* Exercise brief *
Keep every line where the word "components" appears; drop the rest.

* Data excerpt *
↓↓↓
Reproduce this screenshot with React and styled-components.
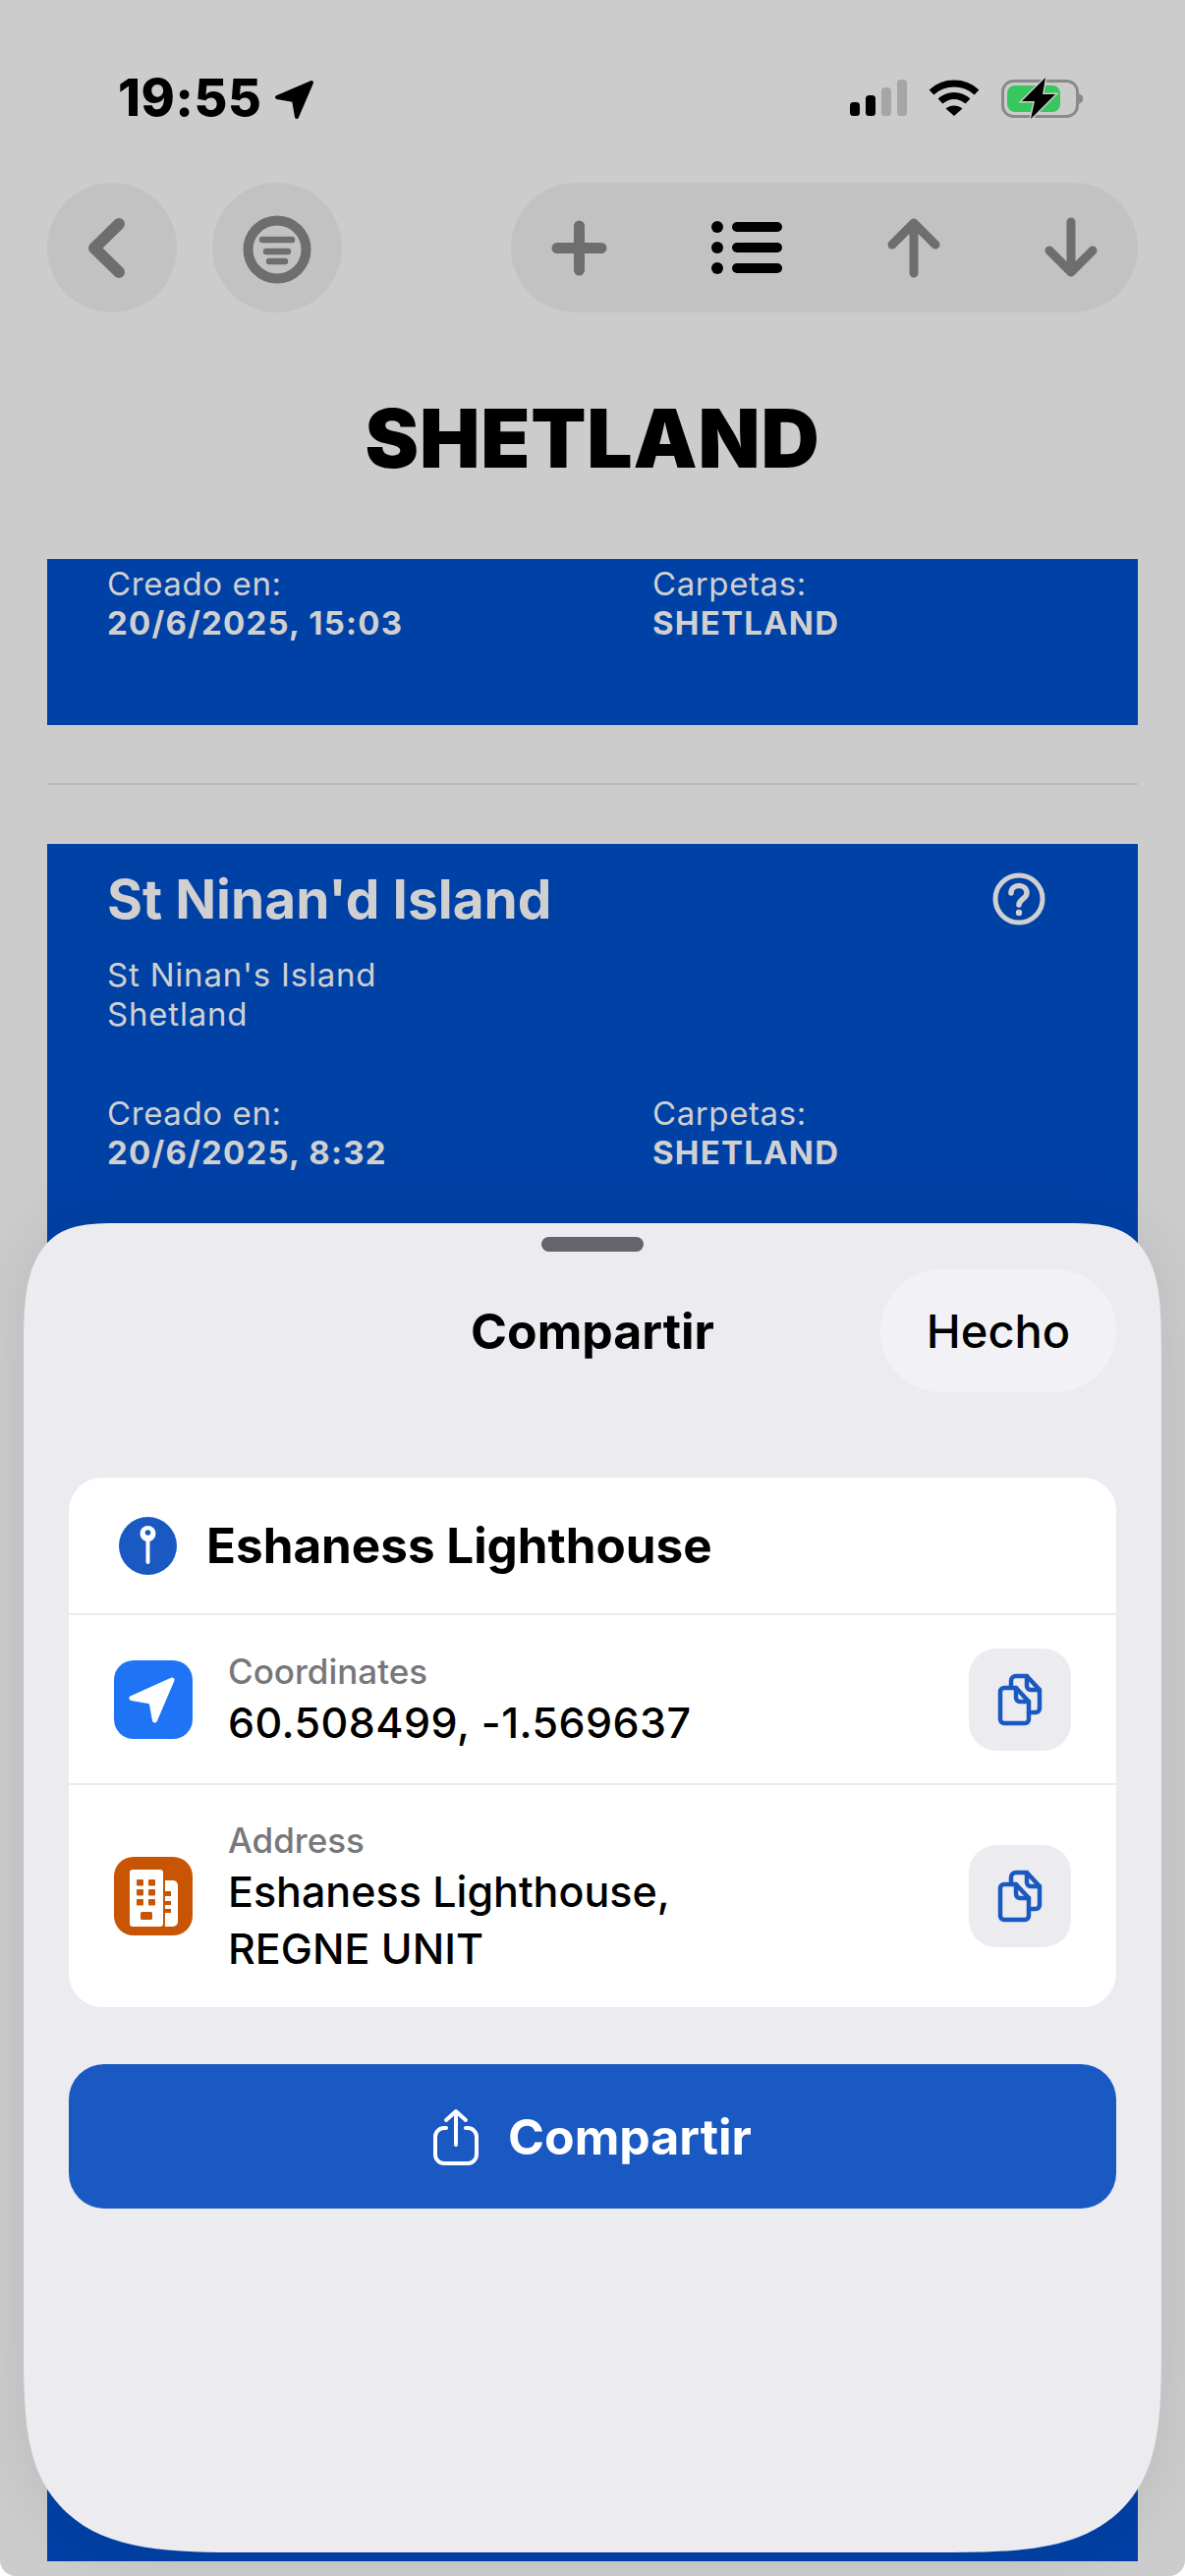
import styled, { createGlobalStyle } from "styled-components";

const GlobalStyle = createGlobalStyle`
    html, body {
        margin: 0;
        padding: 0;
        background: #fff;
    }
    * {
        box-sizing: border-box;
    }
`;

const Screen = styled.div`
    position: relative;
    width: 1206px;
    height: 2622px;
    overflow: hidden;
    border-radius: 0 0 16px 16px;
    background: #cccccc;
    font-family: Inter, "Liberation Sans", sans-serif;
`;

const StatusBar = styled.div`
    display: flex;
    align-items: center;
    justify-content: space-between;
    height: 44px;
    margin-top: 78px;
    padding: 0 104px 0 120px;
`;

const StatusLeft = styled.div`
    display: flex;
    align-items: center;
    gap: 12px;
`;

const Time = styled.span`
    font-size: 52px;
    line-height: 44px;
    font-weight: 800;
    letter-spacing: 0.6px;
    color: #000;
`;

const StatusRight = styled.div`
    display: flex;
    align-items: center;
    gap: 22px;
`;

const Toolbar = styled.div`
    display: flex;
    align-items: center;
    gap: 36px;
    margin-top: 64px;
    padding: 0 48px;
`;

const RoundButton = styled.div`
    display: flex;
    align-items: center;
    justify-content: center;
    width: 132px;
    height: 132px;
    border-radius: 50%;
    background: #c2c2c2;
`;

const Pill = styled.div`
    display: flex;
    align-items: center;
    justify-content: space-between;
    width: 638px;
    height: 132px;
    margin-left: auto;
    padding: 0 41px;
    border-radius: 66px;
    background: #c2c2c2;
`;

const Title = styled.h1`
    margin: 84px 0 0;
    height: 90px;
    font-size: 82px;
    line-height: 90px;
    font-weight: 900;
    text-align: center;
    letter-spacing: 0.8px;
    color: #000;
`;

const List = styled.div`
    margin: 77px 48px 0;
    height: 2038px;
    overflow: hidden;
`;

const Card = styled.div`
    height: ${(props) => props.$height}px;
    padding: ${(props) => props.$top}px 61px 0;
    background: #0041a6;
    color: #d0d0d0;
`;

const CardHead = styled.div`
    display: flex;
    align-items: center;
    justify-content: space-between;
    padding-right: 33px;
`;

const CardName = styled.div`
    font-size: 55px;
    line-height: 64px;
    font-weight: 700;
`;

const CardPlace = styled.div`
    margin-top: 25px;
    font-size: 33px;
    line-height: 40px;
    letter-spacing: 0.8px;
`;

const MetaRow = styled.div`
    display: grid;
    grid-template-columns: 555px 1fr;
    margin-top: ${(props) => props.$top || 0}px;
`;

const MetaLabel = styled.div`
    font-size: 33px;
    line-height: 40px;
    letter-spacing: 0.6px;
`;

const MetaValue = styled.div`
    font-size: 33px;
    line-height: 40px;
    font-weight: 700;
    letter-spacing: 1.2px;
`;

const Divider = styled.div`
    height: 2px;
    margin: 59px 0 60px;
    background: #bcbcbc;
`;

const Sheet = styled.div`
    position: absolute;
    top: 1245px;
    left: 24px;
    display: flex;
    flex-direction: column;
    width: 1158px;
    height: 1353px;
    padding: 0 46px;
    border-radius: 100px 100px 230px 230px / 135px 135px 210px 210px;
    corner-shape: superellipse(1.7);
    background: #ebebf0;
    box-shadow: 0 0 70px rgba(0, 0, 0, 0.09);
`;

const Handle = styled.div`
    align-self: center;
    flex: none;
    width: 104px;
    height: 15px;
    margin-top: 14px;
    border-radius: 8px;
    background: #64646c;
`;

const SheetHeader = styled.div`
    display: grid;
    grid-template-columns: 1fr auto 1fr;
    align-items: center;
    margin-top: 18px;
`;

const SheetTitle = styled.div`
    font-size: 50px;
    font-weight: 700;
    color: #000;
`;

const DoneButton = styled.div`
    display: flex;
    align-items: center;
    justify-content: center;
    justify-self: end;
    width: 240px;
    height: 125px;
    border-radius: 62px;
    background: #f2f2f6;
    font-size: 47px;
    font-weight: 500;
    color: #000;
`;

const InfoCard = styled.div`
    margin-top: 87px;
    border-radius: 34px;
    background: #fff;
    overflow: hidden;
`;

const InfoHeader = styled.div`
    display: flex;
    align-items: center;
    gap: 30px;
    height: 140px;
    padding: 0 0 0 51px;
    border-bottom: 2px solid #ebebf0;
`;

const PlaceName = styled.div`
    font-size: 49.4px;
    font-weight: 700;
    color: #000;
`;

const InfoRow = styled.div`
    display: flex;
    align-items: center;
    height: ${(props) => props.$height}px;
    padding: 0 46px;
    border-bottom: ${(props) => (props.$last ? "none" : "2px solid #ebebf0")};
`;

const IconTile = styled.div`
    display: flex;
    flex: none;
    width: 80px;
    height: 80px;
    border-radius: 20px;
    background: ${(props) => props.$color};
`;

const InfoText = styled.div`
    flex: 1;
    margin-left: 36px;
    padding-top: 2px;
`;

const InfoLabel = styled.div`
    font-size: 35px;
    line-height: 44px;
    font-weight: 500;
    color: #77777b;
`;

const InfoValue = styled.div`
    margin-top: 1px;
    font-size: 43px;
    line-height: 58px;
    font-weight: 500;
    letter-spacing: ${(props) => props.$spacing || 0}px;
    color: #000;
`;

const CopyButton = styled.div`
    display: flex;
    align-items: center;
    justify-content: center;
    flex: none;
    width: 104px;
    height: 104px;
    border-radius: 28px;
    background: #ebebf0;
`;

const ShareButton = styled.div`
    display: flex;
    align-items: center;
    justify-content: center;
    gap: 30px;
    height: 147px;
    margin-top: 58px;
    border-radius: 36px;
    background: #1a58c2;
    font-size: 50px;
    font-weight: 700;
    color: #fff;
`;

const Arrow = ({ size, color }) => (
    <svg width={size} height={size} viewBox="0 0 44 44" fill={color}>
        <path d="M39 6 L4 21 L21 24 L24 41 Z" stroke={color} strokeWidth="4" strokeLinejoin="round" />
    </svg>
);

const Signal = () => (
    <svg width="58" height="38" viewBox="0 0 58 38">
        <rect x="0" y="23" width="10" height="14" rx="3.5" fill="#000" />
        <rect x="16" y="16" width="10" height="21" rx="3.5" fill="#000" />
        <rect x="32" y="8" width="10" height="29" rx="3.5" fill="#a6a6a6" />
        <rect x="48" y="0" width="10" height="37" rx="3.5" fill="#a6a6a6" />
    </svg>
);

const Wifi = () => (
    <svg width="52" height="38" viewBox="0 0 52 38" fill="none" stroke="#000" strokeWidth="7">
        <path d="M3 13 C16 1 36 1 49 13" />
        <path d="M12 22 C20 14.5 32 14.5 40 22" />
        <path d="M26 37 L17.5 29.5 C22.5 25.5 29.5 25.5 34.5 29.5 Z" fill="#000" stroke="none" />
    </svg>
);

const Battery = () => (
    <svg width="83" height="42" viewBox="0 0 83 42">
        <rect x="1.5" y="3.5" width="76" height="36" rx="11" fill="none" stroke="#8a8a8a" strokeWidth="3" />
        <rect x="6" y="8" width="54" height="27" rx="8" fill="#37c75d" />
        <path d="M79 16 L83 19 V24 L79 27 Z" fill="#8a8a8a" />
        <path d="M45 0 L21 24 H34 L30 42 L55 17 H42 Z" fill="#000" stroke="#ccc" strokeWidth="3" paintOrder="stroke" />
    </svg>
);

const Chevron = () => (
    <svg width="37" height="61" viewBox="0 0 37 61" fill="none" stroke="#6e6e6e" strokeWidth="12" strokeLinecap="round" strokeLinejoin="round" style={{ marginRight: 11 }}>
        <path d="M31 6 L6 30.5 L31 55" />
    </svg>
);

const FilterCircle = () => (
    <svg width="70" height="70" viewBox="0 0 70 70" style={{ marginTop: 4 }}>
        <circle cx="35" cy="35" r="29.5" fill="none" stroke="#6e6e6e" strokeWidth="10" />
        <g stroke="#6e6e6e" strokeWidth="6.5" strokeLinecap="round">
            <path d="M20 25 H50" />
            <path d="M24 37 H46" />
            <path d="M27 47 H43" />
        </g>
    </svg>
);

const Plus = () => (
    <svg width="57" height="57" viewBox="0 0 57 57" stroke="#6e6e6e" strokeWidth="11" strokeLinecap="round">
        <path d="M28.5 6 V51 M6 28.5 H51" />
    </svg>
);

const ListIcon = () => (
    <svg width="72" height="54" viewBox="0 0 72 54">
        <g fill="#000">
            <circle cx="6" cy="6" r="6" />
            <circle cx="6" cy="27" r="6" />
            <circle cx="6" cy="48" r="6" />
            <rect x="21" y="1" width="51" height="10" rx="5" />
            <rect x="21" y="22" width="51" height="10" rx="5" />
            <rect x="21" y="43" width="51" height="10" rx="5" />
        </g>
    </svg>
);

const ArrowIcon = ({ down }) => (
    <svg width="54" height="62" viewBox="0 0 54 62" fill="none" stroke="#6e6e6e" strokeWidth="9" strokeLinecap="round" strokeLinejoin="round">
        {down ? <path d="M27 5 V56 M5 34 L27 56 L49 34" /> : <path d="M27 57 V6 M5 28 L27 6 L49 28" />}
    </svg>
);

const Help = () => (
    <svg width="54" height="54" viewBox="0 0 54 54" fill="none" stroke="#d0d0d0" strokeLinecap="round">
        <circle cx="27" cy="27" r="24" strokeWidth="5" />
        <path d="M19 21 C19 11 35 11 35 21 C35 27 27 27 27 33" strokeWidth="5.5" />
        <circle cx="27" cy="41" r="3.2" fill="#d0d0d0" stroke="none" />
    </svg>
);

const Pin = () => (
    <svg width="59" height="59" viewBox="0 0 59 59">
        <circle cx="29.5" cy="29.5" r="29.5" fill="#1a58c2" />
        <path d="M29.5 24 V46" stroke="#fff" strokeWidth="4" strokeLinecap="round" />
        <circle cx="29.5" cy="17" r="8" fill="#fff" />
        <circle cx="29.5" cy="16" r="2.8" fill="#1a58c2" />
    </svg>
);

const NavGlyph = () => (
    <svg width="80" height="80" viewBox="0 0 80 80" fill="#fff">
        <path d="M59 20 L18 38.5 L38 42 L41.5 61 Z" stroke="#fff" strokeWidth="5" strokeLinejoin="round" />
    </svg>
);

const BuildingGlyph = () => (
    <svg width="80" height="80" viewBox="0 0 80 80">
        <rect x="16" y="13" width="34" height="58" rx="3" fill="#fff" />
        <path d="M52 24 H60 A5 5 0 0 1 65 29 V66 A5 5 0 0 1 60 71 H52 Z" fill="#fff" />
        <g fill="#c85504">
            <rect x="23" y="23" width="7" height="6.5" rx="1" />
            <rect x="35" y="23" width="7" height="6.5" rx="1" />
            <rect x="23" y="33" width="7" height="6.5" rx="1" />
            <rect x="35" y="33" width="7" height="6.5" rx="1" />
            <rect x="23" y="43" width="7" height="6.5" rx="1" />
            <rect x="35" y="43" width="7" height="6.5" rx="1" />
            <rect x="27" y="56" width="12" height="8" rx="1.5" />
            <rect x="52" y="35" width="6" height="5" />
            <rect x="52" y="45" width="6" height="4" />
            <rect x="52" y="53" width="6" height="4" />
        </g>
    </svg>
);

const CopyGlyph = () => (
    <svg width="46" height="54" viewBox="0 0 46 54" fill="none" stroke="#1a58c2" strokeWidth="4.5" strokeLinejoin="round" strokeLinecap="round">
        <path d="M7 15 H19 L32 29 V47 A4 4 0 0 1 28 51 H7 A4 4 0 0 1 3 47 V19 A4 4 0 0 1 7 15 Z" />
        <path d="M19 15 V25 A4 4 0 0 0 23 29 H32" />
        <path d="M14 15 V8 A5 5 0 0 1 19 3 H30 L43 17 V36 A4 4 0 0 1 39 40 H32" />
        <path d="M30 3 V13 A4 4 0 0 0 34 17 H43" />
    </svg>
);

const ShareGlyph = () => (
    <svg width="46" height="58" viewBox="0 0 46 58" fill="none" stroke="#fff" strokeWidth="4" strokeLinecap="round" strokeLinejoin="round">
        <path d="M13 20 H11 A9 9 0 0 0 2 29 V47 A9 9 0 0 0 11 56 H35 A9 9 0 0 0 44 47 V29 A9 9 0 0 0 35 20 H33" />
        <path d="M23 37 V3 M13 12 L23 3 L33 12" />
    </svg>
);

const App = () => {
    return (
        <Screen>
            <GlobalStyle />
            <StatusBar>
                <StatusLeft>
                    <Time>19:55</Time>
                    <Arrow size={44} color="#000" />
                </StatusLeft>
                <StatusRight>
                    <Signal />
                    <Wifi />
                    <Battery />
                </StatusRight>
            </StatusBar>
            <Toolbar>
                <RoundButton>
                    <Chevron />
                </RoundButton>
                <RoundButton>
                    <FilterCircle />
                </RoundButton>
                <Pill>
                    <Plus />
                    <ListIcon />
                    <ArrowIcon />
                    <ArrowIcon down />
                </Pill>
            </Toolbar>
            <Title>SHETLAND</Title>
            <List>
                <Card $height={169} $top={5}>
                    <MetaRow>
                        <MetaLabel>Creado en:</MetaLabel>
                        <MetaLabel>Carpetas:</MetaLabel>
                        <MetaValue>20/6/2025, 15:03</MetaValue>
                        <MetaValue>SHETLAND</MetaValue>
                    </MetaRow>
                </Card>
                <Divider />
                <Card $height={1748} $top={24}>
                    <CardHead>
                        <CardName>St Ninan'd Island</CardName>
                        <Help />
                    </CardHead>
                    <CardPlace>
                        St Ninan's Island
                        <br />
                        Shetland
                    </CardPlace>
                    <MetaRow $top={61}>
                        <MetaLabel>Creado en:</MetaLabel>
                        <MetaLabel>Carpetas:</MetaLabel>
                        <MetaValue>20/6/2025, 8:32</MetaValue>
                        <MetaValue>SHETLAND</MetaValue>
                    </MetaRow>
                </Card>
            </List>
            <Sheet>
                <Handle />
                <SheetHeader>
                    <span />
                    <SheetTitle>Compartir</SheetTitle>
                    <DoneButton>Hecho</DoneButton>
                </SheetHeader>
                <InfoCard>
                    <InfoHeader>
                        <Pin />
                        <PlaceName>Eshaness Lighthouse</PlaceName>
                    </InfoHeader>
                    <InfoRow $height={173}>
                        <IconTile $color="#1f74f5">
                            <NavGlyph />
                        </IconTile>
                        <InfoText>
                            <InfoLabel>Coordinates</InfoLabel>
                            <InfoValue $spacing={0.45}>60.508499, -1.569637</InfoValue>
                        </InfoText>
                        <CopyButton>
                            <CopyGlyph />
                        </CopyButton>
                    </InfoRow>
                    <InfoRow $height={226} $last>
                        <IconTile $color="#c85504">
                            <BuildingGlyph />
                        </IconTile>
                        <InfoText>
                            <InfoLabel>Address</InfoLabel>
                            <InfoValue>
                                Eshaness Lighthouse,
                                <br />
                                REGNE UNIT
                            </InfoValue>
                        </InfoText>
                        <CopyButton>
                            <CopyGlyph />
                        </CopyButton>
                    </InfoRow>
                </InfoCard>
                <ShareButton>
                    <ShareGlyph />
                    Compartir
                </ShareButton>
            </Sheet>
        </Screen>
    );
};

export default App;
↑↑↑
* Problem solution *
Reproduce this screenshot with React and styled-components.
import styled, { createGlobalStyle } from "styled-components";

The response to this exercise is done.